Il complesso di credenze, opinioni, rappresentazioni, valori che orientano un determinato gruppo sociale.
Il termine fece la sua comparsa in Francia quando A.-L.-C. Destutt de Tracy se ne servì per denominare una nuova scienza, il cui scopo era quello di studiare l’origine delle idee. Intorno a questo progetto sorse una corrente di pensiero – detta Idéologie, da cui il nome di idéologues dato ai suoi seguaci – che costituì l’ultima fioritura del pensiero illuministico. Gli ideologi, che si rifacevano al sensismo di Condillac, si caratterizzarono per il tentativo di applicare i metodi della scienza moderna allo studio dell’uomo e della società: si dedicarono a ricerche specifiche sul rapporto tra corpo e mente (in particolare, con P. Cabanis), sul linguaggio (con Volney) e sull’economia (con J.B. Say).
L’attività di opposizione svolta dagli idéologues sulla stampa e in alcuni organi rappresentativi come il Tribunato suscitò l’ostilità di N. Bonaparte, che iniziò a usare la parola ‘ideologo’ in senso dispregiativo, intendendo con essa l’intellettuale dottrinario e astratto, privo di qualsiasi senso della realtà. Tale significato divenne prevalente e fu ripreso da K. Marx e F. Engels per definire la maggior parte degli epigoni ‘rivoluzionari’ di G.W.F. Hegel. Marx intese l’i. come il complesso delle rappresentazioni, delle dottrine filosofiche, etiche, politiche, religiose, espressione (e giustificazione) di un determinato modo del porsi dei rapporti di produzione e quindi imposte dalla classe che questi rapporti rendono dominante. Come tale l’i. diviene elemento essenziale così dello studio sociologico come della polemica politica. Da questo punto di vista è notevole la distinzione posta da V. Pareto (Sistemi socialisti, 1902; Trattato di sociologia generale, 1916) tra scienza e i., l’una legata all’osservazione e al ragionamento, l’altra al sentimento e alla fede (i. è quindi una teoria non scientifica che si valuta per la sua forza di persuasione e per la sua utilità sociale).

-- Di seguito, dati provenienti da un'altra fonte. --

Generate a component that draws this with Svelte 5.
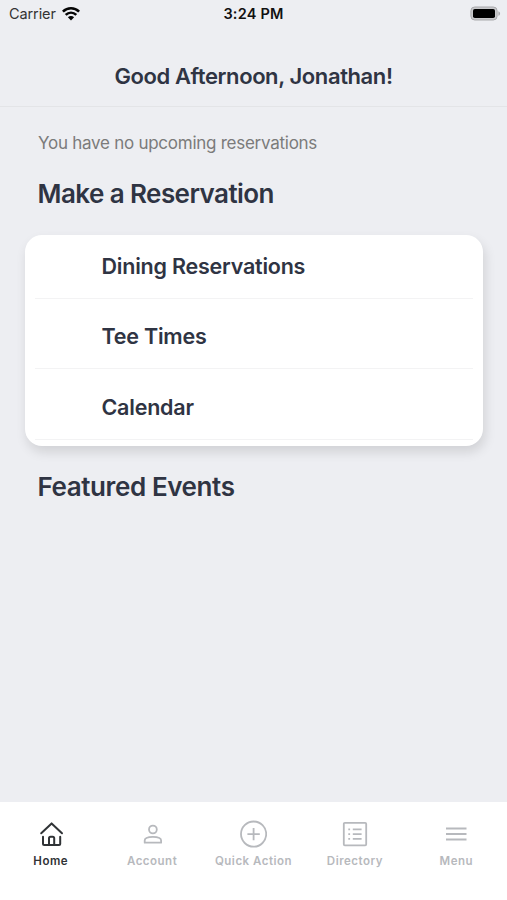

Nel corso del Novecento, il concetto di i. ha progressivamente assunto un significato neutrale, passando a indicare qualsiasi insieme di idee e valori sufficientemente coerente al suo interno e finalizzato a orientare i comportamenti sociali, economici o politici degli individui. In questa accezione, i. è divenuto un termine generico, che può essere applicato a qualsiasi dottrina politica, a movimenti sociali caratterizzati da un’elaborazione teorica, a orientamenti ideali-culturali e di politica economica e sociale. Accanto a questo significato generico, il termine ha tuttavia conservato un significato più specifico e ristretto, che viene utilizzato per indicare dottrine e movimenti politici precisi (comunismo, nazismo, fascismo), accomunati da alcune caratteristiche: la presenza di un retroterra teorico più o meno elaborato, che pretende di fornire una spiegazione esaustiva (e definitiva) dei processi storici e sociali; il tentativo di trasformare totalmente la società e l’uomo, secondo un preciso modello; l’intensa partecipazione emotiva dei militanti, spesso simile alla ‘fede religiosa’; il ruolo-guida di un partito dotato di una ferrea e capillare organizzazione.